The International Student Association and Ask Big Questions hosted a discussion Thursday night at the Buffett Center about the importance of bilingualism in a global society. Professors and students weighed the positives and negatives of learning languages in addition to English.
After a dinner of Asian food from Joy Yee’s, professors John Paluch, Jill Felten and Viorica Marian spoke about their experiences as multilingual speakers and professors. About 40 people attended the two-hour event.
Paluch, a German professor, said the vast majority of Americans do not need to understand a second language because English is so dominant. However, he encouraged students to study languages in order to broaden their opportunities.
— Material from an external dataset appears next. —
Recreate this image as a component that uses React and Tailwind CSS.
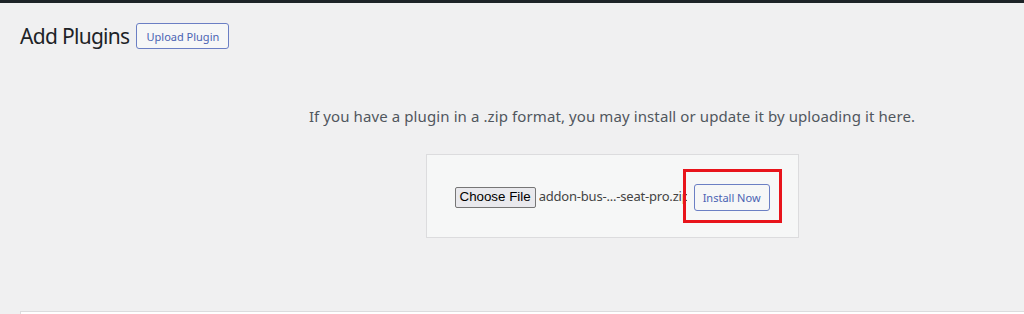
export default function App() {
  const font = { fontFamily: '"Noto Sans", "Open Sans", sans-serif' };
  return (
    <div className="w-[1024px] h-[314px] overflow-hidden bg-[#f0f0f1] flex flex-col" style={font}>
      <div className="h-[3px] bg-[#1d2327] shrink-0" />
      <div className="flex items-center gap-[7px] pl-[20px] pt-[18px]">
        <h1 className="text-[21px] leading-[30px] text-[#1d2327] font-normal tracking-[-0.7px]">Add Plugins</h1>
        <button className="h-[26px] px-[9px] border border-[#6b7fc4] rounded-[3px] bg-[#f6f7f7] text-[11px] text-[#4a63b3] leading-none">
          Upload Plugin
        </button>
      </div>
      <div className="flex flex-col items-center pl-[200px] pt-[55px]">
        <p className="text-[15px] leading-[20px] text-[#50575e] tracking-[0.1px]">
          If you have a plugin in a .zip format, you may install or update it by uploading it here.
        </p>
        <div className="mt-[28px] w-[373px] h-[84px] border border-[#dcdcde] bg-[#f6f7f7] flex items-center pl-[28px] pt-[2px]">
          <button
            className="h-[21px] px-[4px] border border-[#767676] rounded-[2px] bg-[#e9e9ed] text-[13.33px] text-black leading-none"
            style={{ fontFamily: '"Liberation Sans", Arial, sans-serif' }}
          >
            Choose File
          </button>
          <span className="ml-[3px] w-[148px] overflow-hidden whitespace-nowrap text-[13px] text-[#444] tracking-[-0.2px]">
            addon-bus-...-seat-pro.zip
          </span>
          <div className="relative ml-[7px]">
            <button className="h-[27px] px-[8px] border border-[#6b7fc4] rounded-[3px] bg-[#f6f7f7] text-[11px] text-[#4a63b3] leading-none">
              Install Now
            </button>
            <div className="absolute left-[-11px] top-[-15px] w-[99px] h-[54px] border-[3px] border-[#e8141b]" />
          </div>
        </div>
      </div>
      <div className="flex-1" />
      <div className="ml-[20px] h-[3px] bg-white border-t border-l border-[#dcdcde] shrink-0" />
    </div>
  );
}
“I work as hard as I can to get students to go abroad and experience a new culture because it’s really eye-opening,” Paluch said.
Students participating in the discussion came mainly from multilingual backgrounds and shared stories of traveling abroad, attempts to lose their accents and transliterations across cultures.
Medill senior Becca Weinstein, an Ask Big Questions co-chair, recounted her experience studying abroad for six months in the south of France, where she said she could have survived solely with English.
“English comes close to the idea of a universal language,” Weinstein said. “Other people are learning it out of necessity because it’s the common language.”
Editor’s note: This article incorrectly stated that the Ask Big Questions program is associated with Hillel. The group is not affiliated with Hillel, and this article has since been updated to reflect the correction. The Daily regrets the error.